Thursday 9 July 2015

Not looking back



‘… shake off the dust that is on your feet as a testimony against them.’. (Mark 6:11)
Mark 6:7-13 (Year B: Trinity+6)

                                            pic: Jennifer Kostick

This passage from the Gospel of Mark is a turning point. From now on the disciples are directly involved in, and made responsible for, spreading the good news of God’s kingdom. Their apprenticeship is about to begin. Much awaits them as it awaits us on our journeys. At this point in the journey as recounted by Mark, sights are set southwards towards Jerusalem.  Four key points or lessons for discipleship and service emerge from this passage:

  1. In our discipleship we are not meant to travel alone
  2. We are counselled to ‘travel light’.
  3. We are advised to not jump from one ‘house’ to another but to give time and space to others and ourselves.
  4.  We are advised to ‘shake off the dust’ under our feet or lodged in our mind, or, to put it another way don’t waste time or get stuck in a situation where we need to move on.

Travelling ‘two by two’ is a very natural thing to do in any walk of life. We think of loving couples, police officers, street evangelists, election canvassers, news casters, etc.

Travelling light..
Secondly, travelling light makes good sense, literally, in these cost-conscious times. Witness the desperate efforts during long summer holiday airport queues as people switch belongings from one bag to another to meet the 15 KG limit as the case may be! However, taking the advice more generally we need to become more aware of the baggage we carry in our own heads and hearts – deeply rooted hurts, imaginings or preoccupations. Not for nothing is one meditation approaches sold under the heading of ‘Headspace’. We need to create space in our heads to simply be, to breathe, to enjoy, to hear, to see, to receive. We can go around half connected to people around us and half detached with our heads full of all sorts of issues concerning tomorrow, yesterday, this worry or that desire.  Discipleship means that we are placed here with a purpose – to live the good life and to be channels of that life for others. This calls for discipline and exercise where we submit to the better plans of God in our lives.

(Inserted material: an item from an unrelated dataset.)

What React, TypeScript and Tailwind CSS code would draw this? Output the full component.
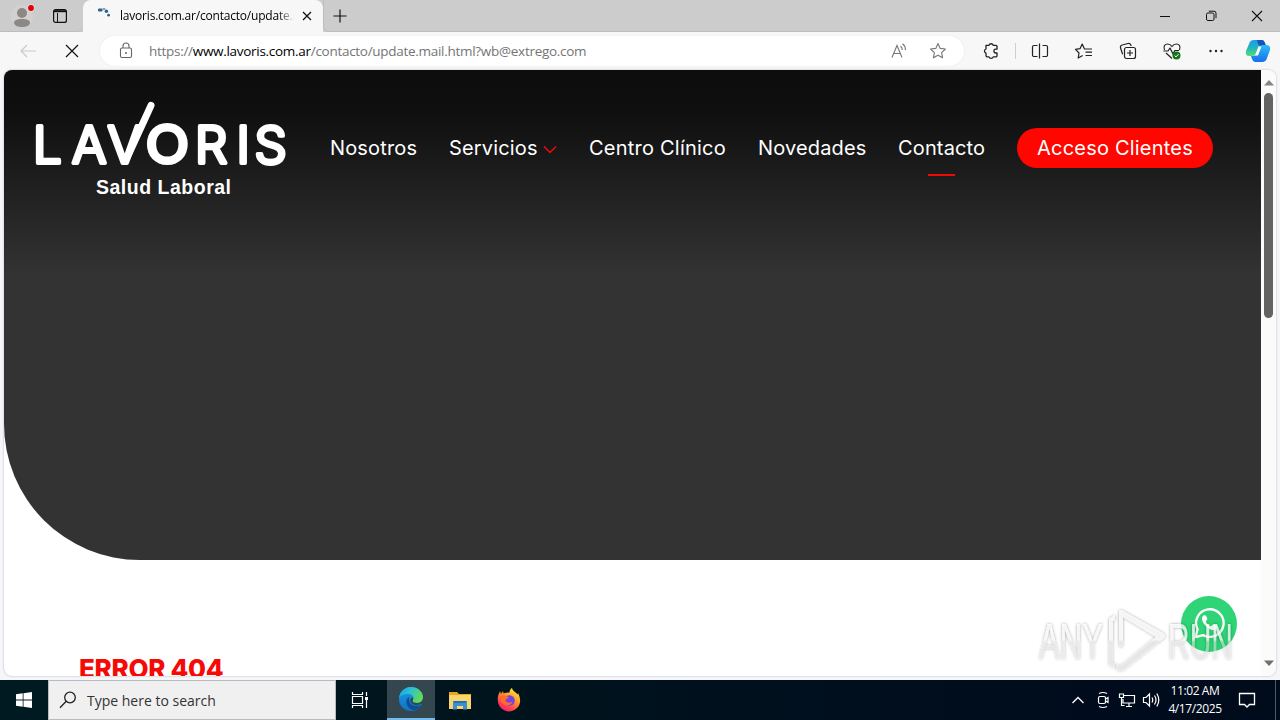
import React from "react";

const ui = "font-['Open_Sans','Noto_Sans',sans-serif]";

function TabStrip() {
  return (
    <div className="relative flex h-8 w-full bg-[#cccccc]">
      <div className="flex w-[83px] items-center rounded-br-[6px] border-b border-[#bdbdbd]">
        <svg className="ml-[10px]" width="28" height="28" viewBox="0 0 28 28">
          <circle cx="12" cy="14" r="11" fill="#d3d1cf" />
          <circle cx="12" cy="11" r="5" fill="#8c8886" />
          <path d="M4 21c0-3 3-4 8-4s8 1 8 4c-1 3-4 4-8 4s-7-1-8-4z" fill="#8c8886" />
          <circle cx="21" cy="6" r="3.8" fill="#e8d4d4" />
          <circle cx="21" cy="6" r="2.9" fill="#e0000b" />
        </svg>
        <svg className="ml-[14px]" width="16" height="16" viewBox="0 0 16 16" fill="none" stroke="#111" strokeWidth="1.2">
          <rect x="1.6" y="1.6" width="12.8" height="12.8" rx="2" />
          <path d="M2 3.2h12" strokeWidth="2" />
          <path d="M5.5 5v9" strokeWidth="1" />
        </svg>
      </div>
      <div className="flex w-[240px] items-center rounded-t-[8px] bg-[#f7f7f7]">
        <svg className="ml-[14px]" width="14" height="20" viewBox="0 0 14 20" fill="#2c6190">
          <rect x="1" y="2.500" width="4.5" height="3" rx="1.2" />
          <rect x="5.5" y="2" width="3" height="2" rx="1" opacity=".6" />
          <circle cx="9.4" cy="5.2" r="1.7" />
          <circle cx="11.6" cy="9.2" r="1.4" />
        </svg>
        <div className={`${ui} ml-[9px] w-[176px] whitespace-nowrap text-[12px] leading-5 tracking-[-0.2px] text-black [mask-image:linear-gradient(to_right,black_158px,transparent_174px)]`}>
          lavoris.com.ar/contacto/update.m
        </div>
        <svg className="ml-[5px]" width="12" height="12" viewBox="0 0 12 12" stroke="#111" strokeWidth="1.3">
          <path d="M2 2l8 8M10 2l-8 8" />
        </svg>
      </div>
      <div className="flex flex-1 items-center rounded-bl-[6px] border-b border-l border-[#bdbdbd]">
        <svg className="ml-[8px]" width="16" height="16" viewBox="0 0 16 16" stroke="#111" strokeWidth="1.2">
          <path d="M8 1.5v13M1.5 8h13" />
        </svg>
        <div className="flex-1" />
        <svg className="mr-[34px]" width="12" height="12" viewBox="0 0 12 12" stroke="#111">
          <path d="M1 6.5h10" />
        </svg>
        <svg className="mr-[34px]" width="12" height="12" viewBox="0 0 12 12" stroke="#111" fill="none">
          <rect x="1.5" y="3" width="7.5" height="7.5" rx="1.4" />
          <path d="M3.8 1.2H9a2 2 0 0 1 2 2v5" />
        </svg>
        <svg className="mr-[17px]" width="12" height="12" viewBox="0 0 12 12" stroke="#111" strokeWidth="1.1">
          <path d="M1 1l10 10M11 1L1 11" />
        </svg>
      </div>
    </div>
  );
}

const STAR = "M10 2.6l2.2 4.8 5.2.6-3.8 3.6 1 5.2-4.6-2.6-4.6 2.6 1-5.2L2.6 8l5.2-.6z";

function Toolbar() {
  return (
    <div className="flex h-[38px] w-full items-center bg-[#f7f7f7]">
      <svg className="ml-[18px]" width="20" height="20" viewBox="0 0 20 20" fill="none" stroke="#c9c9c9" strokeWidth="1.2">
        <path d="M18 10H3M9 4L3 10l6 6" />
      </svg>
      <svg className="ml-[26px]" width="16" height="16" viewBox="0 0 16 16" stroke="#111" strokeWidth="1.2">
        <path d="M2 2l12 12M14 2L2 14" />
      </svg>
      <div className="ml-[20px] flex h-[30px] w-[864px] items-center rounded-full bg-white shadow-[0_0_2px_#e6e6e6]">
        <svg className="ml-[18px]" width="16" height="18" viewBox="0 0 16 18" fill="none" stroke="#666" strokeWidth="1.1">
          <rect x="2.5" y="6" width="11" height="9.500" rx="1.5" />
          <path d="M5 6V4a3 3 0 0 1 6 0v2" />
          <circle cx="8" cy="11" r="1" fill="#666" stroke="none" />
        </svg>
        <div className={`${ui} ml-[15px] whitespace-nowrap text-[13.5px] leading-5 tracking-[-0.29px] text-[#757575]`}>
          https://<span className="text-black">www.lavoris.com.ar</span>/contacto/update.mail.html?wb@extrego.com
        </div>
        <div className="flex-1" />
        <svg width="18" height="18" viewBox="0 0 18 18" fill="none" stroke="#777" strokeWidth="1.1">
          <path d="M2 15.5L7 3.5l5 12M3.8 11.5h6.4" />
          <path d="M10.5 4.2q1.8 1.3 1.8 3.8M12.5 1.8q3 2.2 3 6.2" />
        </svg>
        <svg className="ml-[20px] mr-[16px]" width="20" height="20" viewBox="0 0 20 20" fill="none" stroke="#777" strokeWidth="1.1" strokeLinejoin="round">
          <path d={STAR} />
        </svg>
      </div>
      <svg className="ml-[17px]" width="20" height="20" viewBox="0 0 20 20" fill="none" stroke="#222" strokeWidth="1.3" strokeLinejoin="round">
        <path d="M5 4.3h3a2.2 2.2 0 0 1 4.2 0h2.6a1.2 1.2 0 0 1 1.2 1.2v2.7h-1.2a1.9 1.9 0 0 0 0 3.8H16v2.7a1.2 1.2 0 0 1-1.2 1.2h-2.6a2.2 2.2 0 0 1-4.2 0H6.500a1.500 1.500 0 0 1-1.500-1.500V12.200a2.200 2.200 0 0 1 0-4.200z" />
      </svg>
      <div className="ml-[14px] h-4 w-px bg-[#cfcfcf]" />
      <svg className="ml-[14px]" width="20" height="20" viewBox="0 0 20 20" fill="none" stroke="#222" strokeWidth="1.2">
        <path d="M7.500 4.500H4a1.500 1.500 0 0 0-1.500 1.500v8A1.500 1.500 0 0 0 4 15.500h3.500M12.500 4.500H16a1.500 1.500 0 0 1 1.500 1.500v8a1.500 1.500 0 0 1-1.500 1.500h-3.500M9.500 2.500v15" />
      </svg>
      <svg className="ml-[24px]" width="20" height="20" viewBox="0 0 20 20" fill="none" stroke="#222" strokeWidth="1.2" strokeLinejoin="round">
        <path d="M10.500 8L8.200 3 6 7.700l-4.500.6L5 12l-.8 5 4.500-2.500M10 8h8M11.500 11.200H18M11.500 14.500H18" />
      </svg>
      <svg className="ml-[24px]" width="20" height="20" viewBox="0 0 20 20" fill="none" stroke="#222" strokeWidth="1.2">
        <rect x="6.500" y="6.500" width="11" height="11" rx="2" />
        <path d="M12 9v6M9 12h6M4.600 13.200L2.500 6.800Q2 4.500 4.200 4L10 2.500q2-.5 2.800 1.500l.4 1" />
      </svg>
      <svg className="ml-[24px]" width="20" height="20" viewBox="0 0 20 20" fill="none" stroke="#222" strokeWidth="1.200" strokeLinejoin="round">
        <path d="M2.500 9C1 5 3 3 5.500 3 8 3 9 4 10 5.500 11 4 12 3 14.500 3 17 3 19 5 17.500 9M1.500 10H6l2-3 3 6 1.800-3.500H17M4 12l6 5.500" />
        <circle cx="14.500" cy="14.500" r="4" fill="#17751b" stroke="none" />
        <path d="M12.700 14.600l1.300 1.300 2.500-2.700" stroke="#fff" strokeWidth="1" />
      </svg>
      <svg className="ml-[24px]" width="20" height="20" viewBox="0 0 20 20" fill="#222">
        <circle cx="4.500" cy="10" r="1.200" /><circle cx="10" cy="10" r="1.200" /><circle cx="15.500" cy="10" r="1.200" />
      </svg>
      <svg className="ml-[19px]" width="26" height="26" viewBox="0 0 26 26">
        <defs>
          <linearGradient id="cpA" x1="0" y1="0" x2="0" y2="1"><stop offset="0" stopColor="#1a9ce8" /><stop offset=".5" stopColor="#23b5c0" /><stop offset="1" stopColor="#57dc74" /></linearGradient>
          <linearGradient id="cpB" x1="0" y1="0" x2="0" y2="1"><stop offset="0" stopColor="#2dbcf8" /><stop offset="1" stopColor="#1670ee" /></linearGradient>
        </defs>
        <path d="M9 2h8q2 0 3 3l1 3h-5q-2 0-3 3l-2 5q-1 2-4 2H4q-4 0-3-5L4 6q1-4 5-4z" fill="url(#cpA)" />
        <path d="M12 2h5q2 0 3 3l1 3h-5q-2 0-3-2z" fill="#1455b5" />
        <path d="M17 24H10q-2 0-3-3l-1-3h2q3 0 4-3l2-5q1-3 4-3h3q5 0 4 5l-3 8q-1 4-5 4z" fill="url(#cpB)" />
        <path d="M13.500 8.500h3l-3.500 9h-3z" fill="#fff" />
      </svg>
    </div>
  );
}

function Logo() {
  return (
    <svg className="ml-[26px] mt-[26px] shrink-0" width="270" height="110" viewBox="30 96 270 110" fill="#fff">
      <text x="33 72 107.500 146.500 195 236.500 254.500" y="162.500" fontSize="51" fontFamily="Inter, sans-serif" fontWeight="300" stroke="#fff" strokeWidth="4" strokeLinejoin="round">
        LAV<tspan fontFamily="Lato, sans-serif" fontSize="52" fontWeight="400">O</tspan>RIS
      </text>
      <path d="M126 160L151 105.500" stroke="#fff" strokeWidth="7" strokeLinecap="round" />
      <text x="96" y="194" fontSize="19.500" fontFamily="'Liberation Sans', sans-serif" fontWeight="700" textLength="135">
        Salud Laboral
      </text>
    </svg>
  );
}

function Header() {
  return (
    <div className="h-[490px] w-full shrink-0 rounded-bl-[136px] bg-[#333333] bg-[linear-gradient(to_bottom,#0d0d0d_0px,#0f0f0f_40px,#1e1e1e_110px,#333333_205px)]">
      <div className="flex items-start">
        <Logo />
        <nav className="mt-[58px] flex h-10 items-center whitespace-nowrap font-['Inter',sans-serif] text-[20px] tracking-[0.15px] text-white">
          <a className="ml-[30px] w-[86px]">Nosotros</a>
          <a className="ml-[33px] flex w-[108px] items-center justify-between">
            Servicios
            <svg className="mt-1" width="14" height="10" viewBox="0 0 14 10" fill="none" stroke="#f00b0b" strokeWidth="1.500">
              <path d="M1 1.500l6 6 6-6" />
            </svg>
          </a>
          <a className="ml-[32px] w-[137px] tracking-[0.22px]">Centro Clínico</a>
          <a className="ml-[32px] w-[108px]">Novedades</a>
          <a className="relative ml-[32px] w-[87px]">
            Contacto
            <span className="absolute left-[30px] top-[41px] h-[2px] w-[27px] bg-[#f00b0b]" />
          </a>
          <a className="ml-[32px] flex h-10 w-[196px] items-center justify-center rounded-full bg-[#ff0600] tracking-[0.2px]">Acceso Clientes</a>
        </nav>
      </div>
    </div>
  );
}

function Watermark() {
  return (
    <svg className="absolute left-[1030px] top-[600px] z-20" width="216" height="80" viewBox="1030 600 216 80">
      <defs>
        <filter id="soft" x="-10%" y="-10%" width="120%" height="120%"><feDropShadow dx="0" dy="0" stdDeviation="1.800" floodColor="#000" floodOpacity=".5" /></filter>
        <linearGradient id="wm" gradientUnits="userSpaceOnUse" x1="0" y1="610" x2="0" y2="672"><stop offset=".48" stopColor="#fff" stopOpacity=".75" /><stop offset=".52" stopColor="#ececec" stopOpacity=".5" /></linearGradient>
      </defs>
      <g filter="url(#soft)" fill="url(#wm)" fontFamily="'Liberation Sans Narrow','Liberation Sans',sans-serif" fontSize="50">
        <text x="1039" y="659" textLength="64" lengthAdjust="spacingAndGlyphs">ANY</text>
        <text x="1168" y="659" textLength="65" lengthAdjust="spacingAndGlyphs">RUN</text>
        <path d="M1109 619l6-4v5l-2 1v42l2 1v4l-6-3zM1119 611q3-2 6 1l38 21q4 3 0 6l-38 30q-5 4-9 0v-5q4 3 7 0l33-27-33-20v30h-4z" />
      </g>
    </svg>
  );
}

function Page() {
  return (
    <div className="flex h-[610px] w-full bg-[#f4f6f9] px-1 pb-1">
      <div className="flex h-[606px] w-[1272px] overflow-hidden rounded-[8px] bg-white shadow-[0_0_2px_#aaa]">
        <main className="flex w-[1257px] flex-col overflow-hidden">
          <Header />
          <h1 className="ml-[75px] mt-[91px] shrink-0 whitespace-nowrap font-['Inter',sans-serif] text-[26px] font-extrabold leading-9 tracking-[-0.3px] text-[#f50a08]">ERROR 404</h1>
        </main>
        <div className="flex w-[15px] flex-col items-center bg-[#fbfbfb]">
          <svg className="mt-[9px]" width="10" height="8" viewBox="0 0 10 8" fill="#858585"><path d="M0 6.500L5 1l5 5.500z" /></svg>
          <div className="mt-[6px] h-[225px] w-[9px] rounded-full bg-[#636363]" />
          <div className="flex-1" />
          <svg className="mb-[9px]" width="10" height="8" viewBox="0 0 10 8" fill="#707070"><path d="M0 1.500h10L5 7z" /></svg>
        </div>
      </div>
    </div>
  );
}

function WhatsApp() {
  return (
    <div className="absolute left-[1181px] top-[596px] z-10 flex size-14 items-center justify-center rounded-full bg-[#2fd477]">
      <svg className="-mt-1" width="33" height="33" viewBox="0 0 34 34" fill="none" stroke="#fff" strokeWidth="2.400" strokeLinejoin="round">
        <path d="M2.500 32l2.200-8A14.200 14.200 0 1 1 10.500 30z" />
        <path d="M11 9.500l2.300.2 1.600 3.800-1.800 2.500c1.200 2.500 3 4 5.500 5l2.200-2.300 4 1.900c.2 2.800-2 4.400-4.300 4.400C15 24 10 18 9.300 14c-.2-2 .4-3.500 1.700-4.500z" fill="#fff" stroke="none" />
      </svg>
    </div>
  );
}

function Taskbar() {
  return (
    <div className="flex h-10 w-full items-center bg-[linear-gradient(to_right,#001a22,#00131d_45%,#000d1d_75%,#000b1c)] text-white">
      <div className="flex h-10 w-12 items-center justify-center">
        <svg width="16" height="16" viewBox="0 0 16 16" fill="#fff">
          <path d="M0 2.200L6.700 1.300V7.600H0zM7.500 1.200L16 0v7.600H7.500zM0 8.400h6.700v6.300L0 13.800zM7.500 8.400H16V16l-8.500-1.200z" />
        </svg>
      </div>
      <div className="flex h-10 w-72 items-center border border-[#b8bcbe] bg-[#f0f0f0]">
        <svg className="ml-[10px]" width="18" height="18" viewBox="0 0 18 18" fill="none" stroke="#222" strokeWidth="1.300">
          <circle cx="11" cy="6.500" r="5.300" /><path d="M7.200 10.300L1 16.800" />
        </svg>
        <span className={`${ui} ml-[10px] mt-[2px] whitespace-nowrap text-[14px] leading-5 text-[#333]`}>Type here to search</span>
      </div>
      <div className="flex h-10 w-[51px] items-center justify-center pr-[3px]">
        <svg width="18" height="18" viewBox="0 0 18 18" fill="none" stroke="#fff" strokeWidth="1.200">
          <path d="M1.500 1v2.500h10V1M1.500 17v-2.500h10V17M1.500 5.500h10v7h-10zM15.500 1v4M15.500 9v8" /><path d="M14 6h3v3h-3z" fill="#fff" stroke="none" />
        </svg>
      </div>
      <div className="flex h-10 w-12 items-center justify-center border-b-2 border-[#76b9ed] bg-[#34474f]">
        <svg width="24" height="24" viewBox="0 0 24 24">
          <defs>
            <linearGradient id="eg" x1="0" y1="0" x2="1" y2=".4"><stop offset="0" stopColor="#1b9de2" /><stop offset=".5" stopColor="#2bc3d2" /><stop offset="1" stopColor="#62d957" /></linearGradient>
            <linearGradient id="eb" x1="0" y1="0" x2="0" y2="1"><stop offset="0" stopColor="#189be0" /><stop offset="1" stopColor="#1272c8" /></linearGradient>
          </defs>
          <circle cx="12" cy="12" r="12" fill="url(#eb)" />
          <path d="M0 11C1 4 6 0 12 0c7 0 12 5 12 10 0 4-3 6-6 6-3 0-4.500-1-4.500-2 0-.8 1-1.400 1-3 0-2-2-4-5.500-4C5 7 1 9 0 11z" fill="url(#eg)" />
          <path d="M10 10c-2 1-3 3-2.500 6 .6 4 4 7 8 7.300 3-1 5.500-3 6.700-5.300-5 2.500-11 .5-12-4-.3-1.600 0-3-.2-4z" fill="#0c4f95" />
          <path d="M13.500 14c0 1 1.500 2 4.500 2 3 0 5.500-1.500 6-4.500v5.500h-2c-4 2.200-9 1-10.500-2-.8-2 .3-3.800 1.500-4.500 1.500.5 1.500 1.800.5 3.500z" fill="#34474f" />
        </svg>
      </div>
      <div className="flex h-10 w-[50px] items-center justify-center">
        <svg width="22" height="19" viewBox="0 0 22 19">
          <path d="M0 1h8l2 2h12v15H0z" fill="#e8a81e" /><path d="M0 4h22v14H0z" fill="#f9d56f" />
          <path d="M4 10h14v8.500h-4v-3.500H8v3.500H4z" fill="#3d8fd1" /><path d="M5 10h12v2H5z" fill="#2472b5" />
        </svg>
      </div>
      <div className="flex h-10 w-12 items-center justify-center">
        <svg width="24" height="24" viewBox="0 0 24 24">
          <defs><linearGradient id="ff" x1=".8" y1="0" x2=".2" y2="1"><stop offset="0" stopColor="#fff044" /><stop offset=".4" stopColor="#ff9a22" /><stop offset=".75" stopColor="#ff3f4d" /><stop offset="1" stopColor="#e51b78" /></linearGradient></defs>
          <path d="M12.500 4.500C12.500 2 14 .5 15 0c.5 3 4 4 5.500 6.500L21 5c3 6 3 11-1 15-4.500 4.500-11.500 4.500-15.800.3C0 16 0 9.500 2 5.500L3 3l1 3 2-3 .5 2.500c2-1 4-1 6-1z" fill="url(#ff)" />
          <circle cx="12.500" cy="12.500" r="5.300" fill="#7542e5" />
          <path d="M4 8c3-2 6 0 8 1.500-1 1.200-3 1-3.500 3 2 3 5 2.500 7 1-1 4-5.500 5-8.500 3-3-2-4-5-3-8.500z" fill="#ff6a2e" />
        </svg>
      </div>
      <div className="flex-1" />
      <svg width="14" height="10" viewBox="0 0 14 10" fill="none" stroke="#fff" strokeWidth="1.300"><path d="M1.500 8L7 2.500 12.500 8" /></svg>
      <svg className="ml-[10px]" width="16" height="18" viewBox="0 0 16 18" fill="none" stroke="#fff" strokeWidth="1.200">
        <rect x="3.500" y="5.500" width="7" height="7" rx="1.500" /><path d="M10.500 8l2.500-1.500v5L10.500 10M4 2.500q4-2 8 0M4 15.500q4 2 8 0" />
      </svg>
      <svg className="ml-[7px]" width="18" height="16" viewBox="0 0 18 16" fill="none" stroke="#fff" strokeWidth="1.200">
        <path d="M6 3.500h10.500v7.500H5V7M8 14.500h6M11 11v3.500M1.500 2h4v3.500h-4zM3.500 5.500v8h3" />
      </svg>
      <svg className="ml-[6px]" width="18" height="16" viewBox="0 0 18 16" fill="none" stroke="#fff" strokeWidth="1.200">
        <path d="M1.500 5.500H4L7.500 2v12L4 10.500H1.500zM10 5.500q1.500 2.500 0 5M12.500 3.500q3 4.500 0 9M14.800 1.500q4 6.500 0 13" />
      </svg>
      <div className={`${ui} ml-[8px] w-[54px] whitespace-nowrap text-center text-[12px] leading-[18px] tracking-[-0.4px]`}>
        <div className="-mx-2">11:02 AM</div>
        <div className="-mx-2">4/17/2025</div>
      </div>
      <svg className="ml-[16px]" width="18" height="18" viewBox="0 0 18 18" fill="none" stroke="#fff" strokeWidth="1.300">
        <path d="M1.500 2.500h15v11h-5L9 16l-2.500-2.500h-5z" />
      </svg>
      <div className="ml-[19px] mr-[4px] h-10 w-px bg-[#4c5864]" />
    </div>
  );
}

export default function App() {
  return (
    <div className="relative flex h-[720px] w-[1280px] flex-col overflow-hidden bg-[#f7f7f7]">
      <TabStrip />
      <Toolbar />
      <Page />
      <Taskbar />
      <WhatsApp />
      <Watermark />
    </div>
  );
}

Third, we need to stick at the job on hand and the commitment we have made. It is all too easy in this fast-moving, social media driven world to be half here and half there and constantly flitting from one thing to another.  Concentration, presence, thoroughness and then completion is the art of the craft worker who is rooted in the present moment of excellence and attention to the now.
Finally, by shaking off the dust we do not allow our own doubts and those demeaning thoughts cultivated by others to impede our thinking and action.  ‘Shaking off the dust’ was, apparently, a culturally appropriate norm and action in 1st century Palestine (refer to Acts 13:51).

But what is others will not listen to our story? What if our very own identity and journey is a sign of repudiation in the sight of others? A writer on the Carmelite Lectio Divina website here puts it rather well, I think, when commenting on this passage of Mark:

Yet now he imposes on his disciples the direction not to waste time on those who will not receive them. Probably, in this recommendation there is also an adaptation to the situation of the community: they must not regret the break with the Israelite community. There had been a closed attitude and a ferocious and aggressive refusal: well, Jesus had foreseen this too. There was no need to grieve. They must go to other people and they must not waste time trying to win back that which could not be won back.

There is no pleasing everyone..
In short, there is no pleasing everyone all the time. Discipleship comes with choices, self-denial and courage to be different and to follow a new pathway – always grounded on love for those near and far including those to whom we are bound by reason of family, marriage and other bonds. We should not waste precious time and precious energy on arguments or disputes over secondary matters. What counts is compassion, truthfulness and associated action in the here and now.  Tomorrow is another land. Yesterday is gone forever: it is memory we offer to grace and mercy. In the associated story as recounted by Matthew (10:13) Jesus counsels his disciples to let their own peace return to them if the house’s response is not worthy. We need to be at peace with our decisions and actions after a time of discernment, prayer and resolution.  No matter what opposition or misunderstanding arise we need to live at peace with God and ourselves. On this basis we face, literally, any situation.

Let us walk in the light of the present moment practicing compassion and courageously embracing God’s evident will in the grittiness of daily living. We will be guided as true disciples and who knows others may join us too.